Motorcycle racing is a dangerous endeavor, something we have been reminded of heavily in the past few weeks. Losing Simon Andrews in the North West 200, as well as Bob Price and Karl Harris at the 2014 Isle of Man TT, the usual debates have once again surfaced, namely that motorcycle road racing should be abolished because of the toll of dangers, injuries, and fatalities it demands.
Despite death’s inevitability, the Isle of Man TT is a spectacular event, just ask anyone who has sat on a Manx hedgerow and watched these two-wheeled gladiators race past. The speeds on city streets are astounding, the atmosphere in the paddock is warm and friendly, and the Isle of Man itself is a picturesque locale that could come from some child’s storybook.
Modern media does a great job of translating the first-hand experience of the Isle of Man TT into an approachable hour-long TV format, but it still falls short of the genuine article.
Through a television set, you can’t breathe the fumes of unbridled horsepower from the racing machines, you can’t see past the riders’ determination through their helmet visors, and you don’t witness the hours of determined work, sweat, and sacrifce that occur in the paddock to get a racer to the starting line.
I would challenge any person, motorcycle enthusiast or not, to lay witness to a TT fortnight, and still walk away unimpressed with the spectacle that they have laid witness to — there is simply nothing else like it on Earth. It’s almost spiritual.
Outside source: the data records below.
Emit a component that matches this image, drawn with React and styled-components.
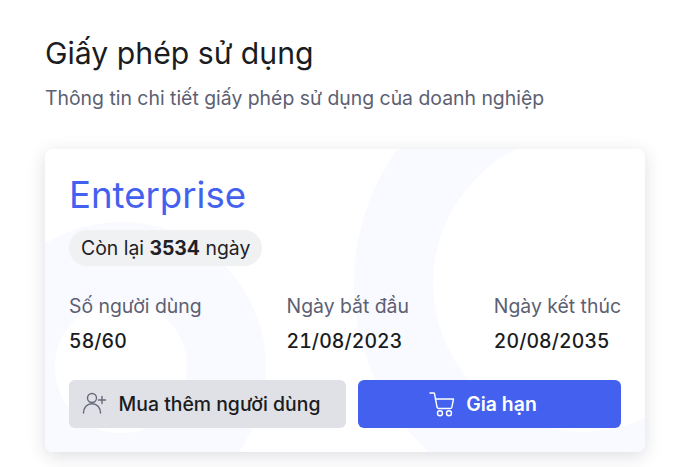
import styled, { createGlobalStyle } from "styled-components";

const GlobalStyle = createGlobalStyle`
  html, body {
    margin: 0;
    background: #fff;
    font-family: "Inter", "Noto Sans", sans-serif;
  }
`;

const Page = styled.div`
  padding: 33px 48px 15px 45px;
`;

const Title = styled.h1`
  margin: 0;
  font-size: 30.2px;
  line-height: 40px;
  font-weight: 400;
  color: #1a1c21;
`;

const Subtitle = styled.p`
  margin: 11px 0 37px;
  font-size: 19.4px;
  line-height: 28px;
  font-weight: 400;
  color: #5c6072;
`;

const Card = styled.div`
  position: relative;
  overflow: hidden;
  display: flex;
  flex-direction: column;
  height: 303px;
  box-sizing: border-box;
  padding: 24px;
  border-radius: 8px;
  background: #fff;
  box-shadow: 0 4px 18px rgba(30, 35, 60, 0.15);
`;

const Ring = styled.div`
  position: absolute;
  left: ${(props) => props.$cx - props.$outer}px;
  top: ${(props) => props.$cy - props.$outer}px;
  width: ${(props) => props.$outer * 2}px;
  height: ${(props) => props.$outer * 2}px;
  box-sizing: border-box;
  border: 79px solid #f9faff;
  border-radius: 50%;
`;

const Content = styled.div`
  position: relative;
  display: flex;
  flex-direction: column;
`;

const Plan = styled.div`
  font-size: 36.6px;
  line-height: 44px;
  font-weight: 400;
  color: #4361ee;
`;

const Pill = styled.div`
  align-self: flex-start;
  margin-top: 13px;
  padding: 0 12px;
  height: 36px;
  display: flex;
  align-items: center;
  white-space: pre;
  border-radius: 18px;
  background: #f0f1f3;
  font-size: 19.4px;
  color: #1f2126;

  b {
    font-weight: 700;
  }
`;

const Stats = styled.div`
  display: flex;
  justify-content: space-between;
  margin-top: 26px;
`;

const Stat = styled.div`
  display: flex;
  flex-direction: column;
  gap: 7px;
`;

const StatLabel = styled.div`
  font-size: 19.4px;
  line-height: 28px;
  color: #5c6072;
`;

const StatValue = styled.div`
  font-size: 19.4px;
  line-height: 28px;
  font-weight: 500;
  letter-spacing: 0.1px;
  font-variant-numeric: tabular-nums;
  color: #1a1c21;
`;

const Actions = styled.div`
  display: grid;
  grid-template-columns: 277px 263px;
  gap: 12px;
  margin-top: 25px;
`;

const Button = styled.button`
  height: 48px;
  display: flex;
  align-items: center;
  justify-content: center;
  gap: 11px;
  padding: 0 13px 0 0;
  border: 0;
  border-radius: 6px;
  background: ${(props) => (props.$primary ? "#4361ee" : "#e0e1e6")};
  color: ${(props) => (props.$primary ? "#fff" : "#1a1c21")};
  font-family: inherit;
  font-size: 19.4px;
  font-weight: ${(props) => (props.$primary ? 600 : 500)};
`;

const UserPlusIcon = () => (
  <svg width="26" height="26" viewBox="0 0 26 26" fill="none" stroke="#666a78" strokeWidth="1.4" strokeLinecap="round">
    <circle cx="10" cy="7" r="4.5" />
    <path d="M1.5 22c0-5.4 3.6-9.3 8.5-9.3s8.5 3.9 8.5 9.3" />
    <path d="M20 5.5v7M16.5 9h7" />
  </svg>
);

const CartIcon = () => (
  <svg width="26" height="26" viewBox="0 0 26 26" fill="none" stroke="#fff" strokeWidth="1.4" strokeLinecap="round" strokeLinejoin="round">
    <path d="M1 2h3.6c.5 0 .9.3 1 .8L8 16c.2 1 .9 1.5 1.8 1.5h11.4c.9 0 1.5-.5 1.7-1.4L24.5 8H6.2" />
    <circle cx="11" cy="22.2" r="2.5" />
    <circle cx="20" cy="22.2" r="2.5" />
  </svg>
);

const stats = [
  { label: "Số người dùng", value: "58/60" },
  { label: "Ngày bắt đầu", value: "21/08/2023" },
  { label: "Ngày kết thúc", value: "20/08/2035" },
];

export default function App() {
  return (
    <Page>
      <GlobalStyle />
      <Title>Giấy phép sử dụng</Title>
      <Subtitle>Thông tin chi tiết giấy phép sử dụng của doanh nghiệp</Subtitle>
      <Card>
        <Ring $cx={76} $cy={218} $outer={145} />
        <Ring $cx={537} $cy={134} $outer={228} />
        <Content>
          <Plan>Enterprise</Plan>
          <Pill>
            Còn lại <b>3534</b> ngày
          </Pill>
          <Stats>
            {stats.map((s) => (
              <Stat key={s.label}>
                <StatLabel>{s.label}</StatLabel>
                <StatValue>{s.value}</StatValue>
              </Stat>
            ))}
          </Stats>
          <Actions>
            <Button>
              <UserPlusIcon />
              Mua thêm người dùng
            </Button>
            <Button $primary>
              <CartIcon />
              Gia hạn
            </Button>
          </Actions>
        </Content>
      </Card>
    </Page>
  );
}
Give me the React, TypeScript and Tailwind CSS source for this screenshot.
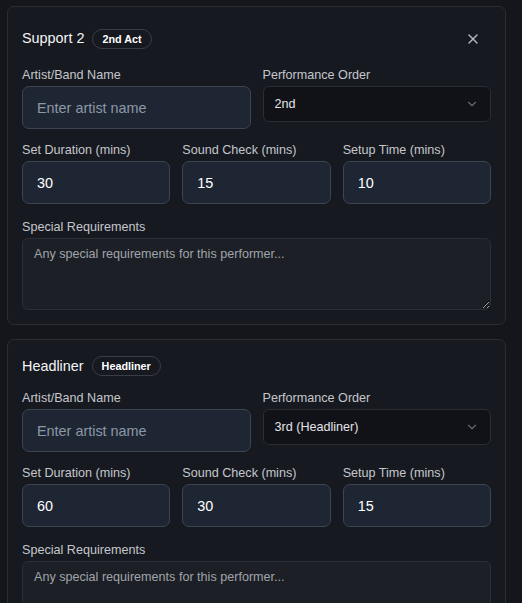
import { ChevronDown, X } from "lucide-react";

type Performer = {
  title: string;
  badge: string;
  order: string;
  removable: boolean;
  duration: string;
  soundCheck: string;
  setup: string;
};

const PERFORMERS: Performer[] = [
  {
    title: "Support 2",
    badge: "2nd Act",
    order: "2nd",
    removable: true,
    duration: "30",
    soundCheck: "15",
    setup: "10",
  },
  {
    title: "Headliner",
    badge: "Headliner",
    order: "3rd (Headliner)",
    removable: false,
    duration: "60",
    soundCheck: "30",
    setup: "15",
  },
];

const inputClass =
  "h-[43px] w-full rounded-[7px] border border-[#3d4451] bg-[#1f2633] px-[14px] text-[14.4px] text-white outline-none placeholder:text-[#8c97a8] [color-scheme:dark]";

function FieldLabel({ children }: { children: React.ReactNode }) {
  return (
    <label className="mb-[2px] block text-[12.6px] leading-[18px] text-[#c4c7cc]">
      {children}
    </label>
  );
}

function PerformerCard({ p }: { p: Performer }) {
  return (
    <div className="w-[499px] rounded-[7px] border border-[#2a2d34] bg-[#171920] p-[14px]">
      {/* Header */}
      <div
        className={
          p.removable
            ? "mb-[10px] flex h-[35px] items-center justify-between"
            : "mb-[11px] flex h-[24px] items-center justify-between"
        }
      >
        <div className="flex items-center gap-2">
          <h3 className="text-[14.4px] font-medium leading-[21px] text-[#f3f4f6]">
            {p.title}
          </h3>
          <span className="rounded-full border border-[#3a3d45] px-[9px] py-[2px] text-[10.8px] font-bold leading-[14px] text-white">
            {p.badge}
          </span>
        </div>
        {p.removable && (
          <button className="flex h-[35px] w-9 items-center justify-center text-[#b4b7bd]">
            <X size={16} strokeWidth={2} />
          </button>
        )}
      </div>

      <div className="flex flex-col gap-3">
        {/* Name + order */}
        <div className="grid grid-cols-2 gap-3">
          <div>
            <FieldLabel>Artist/Band Name</FieldLabel>
            <input className={inputClass} placeholder="Enter artist name" />
          </div>
          <div>
            <FieldLabel>Performance Order</FieldLabel>
            <button className="flex h-9 w-full items-center justify-between rounded-[6px] border border-[#2b2d34] bg-[#111217] px-[11px] text-[12.6px] text-[#e4e4e7]">
              <span>{p.order}</span>
              <ChevronDown size={14} className="text-[#9ca3af] opacity-60" />
            </button>
          </div>
        </div>

        {/* Timings */}
        <div className="grid grid-cols-3 gap-3">
          <div>
            <FieldLabel>Set Duration (mins)</FieldLabel>
            <input type="number" className={inputClass} defaultValue={p.duration} />
          </div>
          <div>
            <FieldLabel>Sound Check (mins)</FieldLabel>
            <input type="number" className={inputClass} defaultValue={p.soundCheck} />
          </div>
          <div>
            <FieldLabel>Setup Time (mins)</FieldLabel>
            <input type="number" className={inputClass} defaultValue={p.setup} />
          </div>
        </div>

        <div className="mt-[2px]">
          <FieldLabel>Special Requirements</FieldLabel>
          <textarea
            className="block h-[72px] w-full resize-y rounded-[6px] border border-[#2b2e35] bg-[#1c1f26] px-[11px] py-[6px] text-[12.6px] leading-[18px] text-white outline-none placeholder:text-[#a1a4aa] [color-scheme:dark]"
            placeholder="Any special requirements for this performer..."
          />
        </div>
      </div>
    </div>
  );
}

export default function App() {
  return (
    <div
      className="h-[603px] overflow-hidden bg-[#14161c] pl-[7px] pt-[6px]"
      style={{ fontFamily: '"Liberation Sans", Arial, sans-serif' }}
    >
      <div className="flex flex-col gap-[14px]">
        {PERFORMERS.map((p) => (
          <PerformerCard key={p.title} p={p} />
        ))}
      </div>
    </div>
  );
}
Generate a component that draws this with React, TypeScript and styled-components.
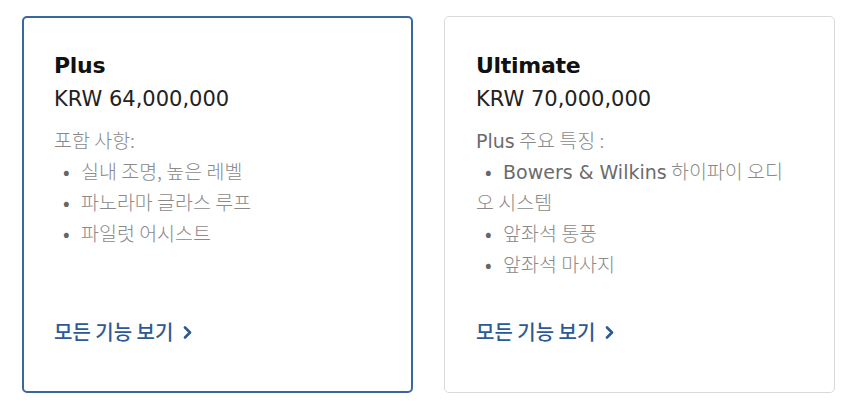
import React from "react";
import styled, { createGlobalStyle } from "styled-components";

const GlobalStyle = createGlobalStyle`
  html, body { margin: 0; padding: 0; background: #ffffff; }
  body { font-family: "DejaVu Sans", "Noto Sans CJK KR", sans-serif; }
`;

const Row = styled.div`
  display: flex;
  gap: 31px;
  padding: 16px 0 0 22px;
`;

const Card = styled.div<{ $selected?: boolean }>`
  box-sizing: border-box;
  width: 391px;
  height: 377px;
  display: flex;
  flex-direction: column;
  border-radius: 5px;
  border: ${(p) => (p.$selected ? "2px solid #3a67a2" : "1px solid #d9d9d9")};
  padding: ${(p) => (p.$selected ? "34px 40px 47px 30px" : "35px 41px 48px 31px")};
`;

const Title = styled.h2`
  margin: 0;
  font-family: "DejaVu Sans", "Noto Sans CJK KR", sans-serif;
  font-weight: 700;
  font-size: 22px;
  line-height: 28px;
  letter-spacing: -0.3px;
  color: #111111;
`;

const Price = styled.div`
  margin-top: 5px;
  font-family: "DejaVu Sans", "Noto Sans CJK KR", sans-serif;
  font-size: 21px;
  line-height: 28px;
  color: #222222;
`;

const Features = styled.div`
  margin-top: 11px;
  font-family: "Noto Sans CJK KR", sans-serif;
  font-size: 19.5px;
  line-height: 31px;
  color: #8a8a8a;
  font-weight: 300;
`;

const Latin = styled.span`
  font-family: "DejaVu Sans", sans-serif;
  font-size: 19px;
  line-height: 1;
  font-weight: 400;
  color: #6b6b6b;
`;

const List = styled.ul`
  margin: 0;
  padding: 0;
  list-style: none;
`;

const Item = styled.li`
  &::before {
    content: "•";
    display: inline-block;
    line-height: 1;
    width: 18px;
    margin-left: 9px;
    color: #666666;
    font-weight: 400;
  }
`;

const Link = styled.a`
  margin-top: auto;
  display: inline-flex;
  align-items: center;
  gap: 10px;
  font-size: 20px;
  line-height: 24px;
  font-weight: 500;
  color: #2d5a94;
  text-decoration: none;
  font-family: "Noto Sans CJK KR", sans-serif;
`;

const Chevron = () => (
  <svg width="9" height="13" viewBox="0 0 9 13" fill="none">
    <polyline points="2,1.5 7,6.5 2,11.5" stroke="#2d5a94" strokeWidth="2.6" strokeLinecap="round" strokeLinejoin="round" />
  </svg>
);

export default function App() {
  return (
    <>
      <GlobalStyle />
      <Row>
        <Card $selected>
          <Title>Plus</Title>
          <Price>KRW 64,000,000</Price>
          <Features>
            <div>포함 사항:</div>
            <List>
              <Item>실내 조명, 높은 레벨</Item>
              <Item>파노라마 글라스 루프</Item>
              <Item>파일럿 어시스트</Item>
            </List>
          </Features>
          <Link href="#">
            모든 기능 보기 <Chevron />
          </Link>
        </Card>
        <Card>
          <Title>Ultimate</Title>
          <Price>KRW 70,000,000</Price>
          <Features>
            <div>
              <Latin>Plus</Latin> 주요 특징 :
            </div>
            <List>
              <Item>
                <Latin>Bowers &amp; Wilkins</Latin> 하이파이 오디오 시스템
              </Item>
              <Item>앞좌석 통풍</Item>
              <Item>앞좌석 마사지</Item>
            </List>
          </Features>
          <Link href="#">
            모든 기능 보기 <Chevron />
          </Link>
        </Card>
      </Row>
    </>
  );
}
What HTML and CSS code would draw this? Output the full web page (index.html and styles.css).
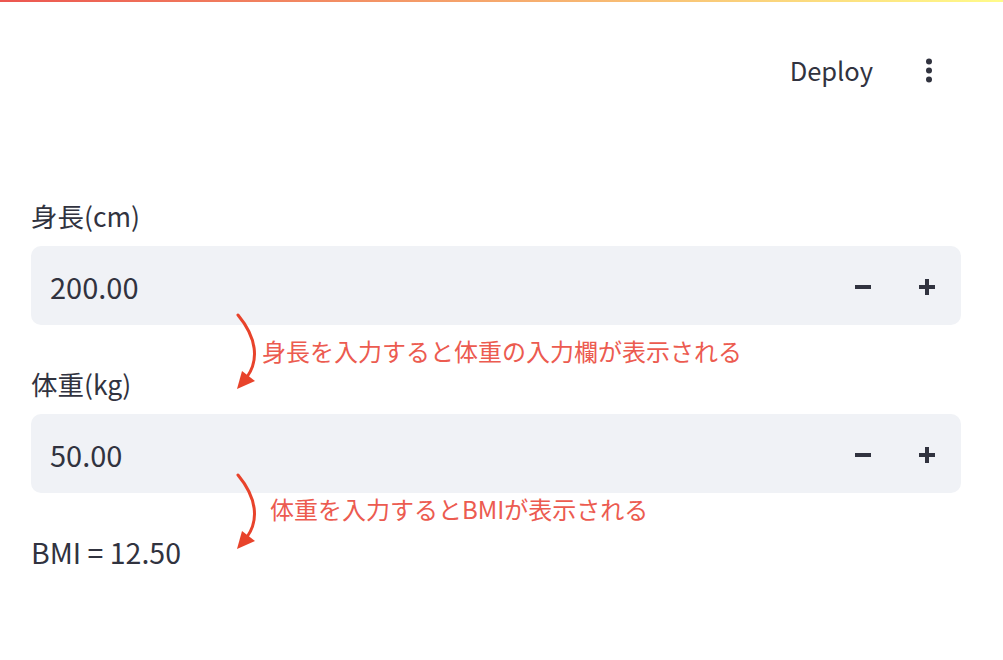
FILE: index.html
```html
<!DOCTYPE html>
<html lang="ja">
<head>
<meta charset="utf-8">
<title>BMI</title>
<link rel="stylesheet" href="styles.css">
</head>
<body>
<div class="page">
  <div class="decoration"></div>
  <header class="header">
    <span class="deploy">Deploy</span>
    <span class="menu" aria-label="menu">
      <svg width="8" height="26" viewBox="0 0 8 26"><circle cx="4" cy="3.5" r="3" fill="#31333f"/><circle cx="4" cy="12.5" r="3" fill="#31333f"/><circle cx="4" cy="21.5" r="3" fill="#31333f"/></svg>
    </span>
  </header>
  <main class="main">
    <label class="label">身長(cm)</label>
    <div class="number-input">
      <span class="value">200.00</span>
      <div class="steppers">
        <span class="step"><span class="minus"></span></span>
        <span class="step"><span class="plus"></span></span>
      </div>
    </div>
    <label class="label label-second">体重(kg)</label>
    <div class="number-input">
      <span class="value">50.00</span>
      <div class="steppers">
        <span class="step"><span class="minus"></span></span>
        <span class="step"><span class="plus"></span></span>
      </div>
    </div>
    <p class="result">BMI = 12.50</p>
  </main>

  <svg class="arrows" width="1003" height="660" viewBox="0 0 1003 660">
    <g fill="none" stroke="#e8432b" stroke-width="3" stroke-linecap="round">
      <path d="M238 315 C 257 338, 259 360, 247 377"/>
      <path d="M238 475 C 257 498, 259 520, 247 537"/>
    </g>
    <g fill="#e8432b">
      <polygon points="237,389 242,371 255,381"/>
      <polygon points="237,549 242,531 255,541"/>
    </g>
  </svg>
  <div class="note note-one">身長を入力すると体重の入力欄が表示される</div>
  <div class="note note-two">体重を入力するとBMIが表示される</div>
</div>
</body>
</html>
```

FILE: styles.css
```css
html, body {
  margin: 0;
  padding: 0;
  background: #ffffff;
}

body {
  font-family: "Noto Sans CJK JP", "Noto Sans", sans-serif;
  color: #31333f;
}

.page {
  position: relative;
  width: 1003px;
  height: 660px;
  overflow: hidden;
}

.decoration {
  height: 2px;
  background: linear-gradient(90deg, #ec5650, #fffb8a);
}

.header {
  height: 138px;
  display: flex;
  align-items: center;
  justify-content: flex-end;
  gap: 36px;
  padding-right: 54px;
  box-sizing: border-box;
}

.deploy {
  font-size: 25.5px;
  line-height: 40px;
  color: #31333f;
  margin-bottom: 3px;
}

.menu {
  width: 40px;
  height: 40px;
  display: flex;
  align-items: center;
  justify-content: center;
}

.menu svg {
  display: block;
}

.main {
  padding: 56px 42px 0 31px;
  display: flex;
  flex-direction: column;
}

.label {
  font-size: 26.5px;
  line-height: 40px;
  margin-bottom: 10px;
  color: #31333f;
}

.label-second {
  margin-top: 39px;
}

.number-input {
  height: 79px;
  background: #f0f2f6;
  border-radius: 10px;
  display: flex;
  align-items: center;
  justify-content: space-between;
  padding-left: 19px;
  padding-right: 2px;
  box-sizing: border-box;
}

.value {
  font-size: 29px;
  line-height: 40px;
  color: #31333f;
}

.steppers {
  display: flex;
  height: 100%;
}

.step {
  width: 64px;
  height: 100%;
  display: flex;
  align-items: center;
  justify-content: center;
  position: relative;
}

.minus {
  width: 16px;
  height: 4px;
  background: #31333f;
  margin-top: 2px;
}

.plus {
  width: 16px;
  height: 16px;
  margin-top: 2px;
  background:
    linear-gradient(#31333f, #31333f) center / 16px 4px no-repeat,
    linear-gradient(#31333f, #31333f) center / 4px 16px no-repeat;
}

.result {
  margin: 39px 0 0;
  font-size: 28.5px;
  line-height: 40px;
  color: #31333f;
}

.arrows {
  position: absolute;
  left: 0;
  top: 0;
  pointer-events: none;
}

.note {
  position: absolute;
  font-size: 24px;
  line-height: 30px;
  color: #ec5b50;
  white-space: nowrap;
}

.note-one {
  left: 262px;
  top: 336px;
}

.note-two {
  left: 270px;
  top: 494px;
}
```
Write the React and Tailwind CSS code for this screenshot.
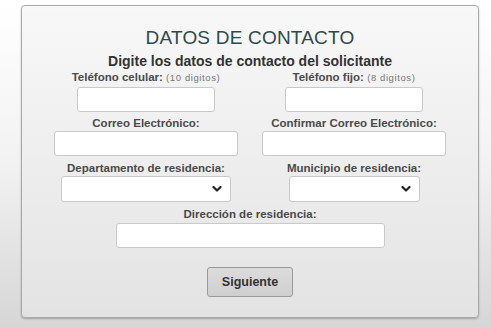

But why is it though? Scratch the surface a little deeper on the idea why the TT is so special, and you arrive at the notion that the Manx road race holds our wonderment in captivity because of how far outside the standard deviation of safety it operates — even under the skewed perspective of risk management that occurs in motorsport — and that forces us to take some major stock in our own mortality.
It takes a tremendous amount of mental fortitude to study, learn, and remember the 37.773 miles of the Snaefell Mountain Course…and then ride them at racing speed.
However, it takes an even greater mental power to swing a leg over a TT race bike in the first place, because in order to do that, one must first conquer the the mind-killer that is fear. Fear of the conditions, fear of the 100+ parts that can fail on a motorcycle, and the fear of death itself.
Society in general has a funny metric when it comes to measuring life, because we tend to default to the opinion that duration is the most appropriate criteria. It’s a hard thing to process, the inevitability of our existence ending, so our instinctual reaction is to hedge our bets and to be risk averse, to avoid the inevitable for as long as possible, to refrain from processing our nothingness.
I would argue however that quantity should not be put over quality, and that seems to be a sentiment prevalent, if not in the motorcycling community as a whole, then surely at least within the ranks of road racers.
The riders who line up on Glencrutchery Road do so because they want to challenge themselves, by challenging life and leaving the confines of closed-circuit racing, or even the confines of closed-circuit living.
When we come around to it, the Isle of Man TT is more than a festival and a motorcycle race, it is a celebration of actually living. Unfortunately, that celebration needs to be grounded in reality, and the reality is that in life, no one lasts forever. To live truly, we have to face our one and only true guarantee: that at some point, we will turn to dust.
That reality, that foundation, that subtle truth exacts an amazing toll of sacrifice – it requires its pound of flesh. When I hear people refer to the deaths of riders like Simon Andrews, Bob Price, and Karl Harris as tragedies, meaning that their deaths were needless occurrences of an abhorrent event, I take pause.
The greater the grief of their passing, the greater the influence that they had on our life. Grief is a selfish emotion, in that it is a feeling we have that reflects our own personal sense of loss.
When detractors to road racing or the Isle of Man TT place the lives of the riders lost on such a pedestal, that they then call for the sport’s dissolution, they create a circular argument regarding the value of these individuals, and the race itself.
For, the loss of people like Simon, Bob, Karl, and the racers who died before them, cannot be truly so great if they weren’t great people when they were alive. However, for them to have such an impact on our lives while they were with us, they surely must have achieved something remarkable in their living.
That remarkable event is of course the Isle of Man TT, which would not hold its spell over us if it weren’t such an undertaking in the first place. We as a society place value in undertaking hard things, and we put even more value in achieving those lofty goals. It is the challenge, the talent, and yes the risk, that makes the TT such a remarkable racing event.
That power gives credence to its competitors, who we then idolize. When we lose a racer on the course, as we have done so twice already this fortnight, we should have a reaction, but not the one being argued. Instead, it should be a reminder that life is best not measured by the number of heartbeats, but is instead valued by the number of times that heart raced.
Boys you will be missed, but yours were lives truly worth measuring — truly worth living — we should all be so lucky. The loss we feel right now, is the life you put in us. Godspeed.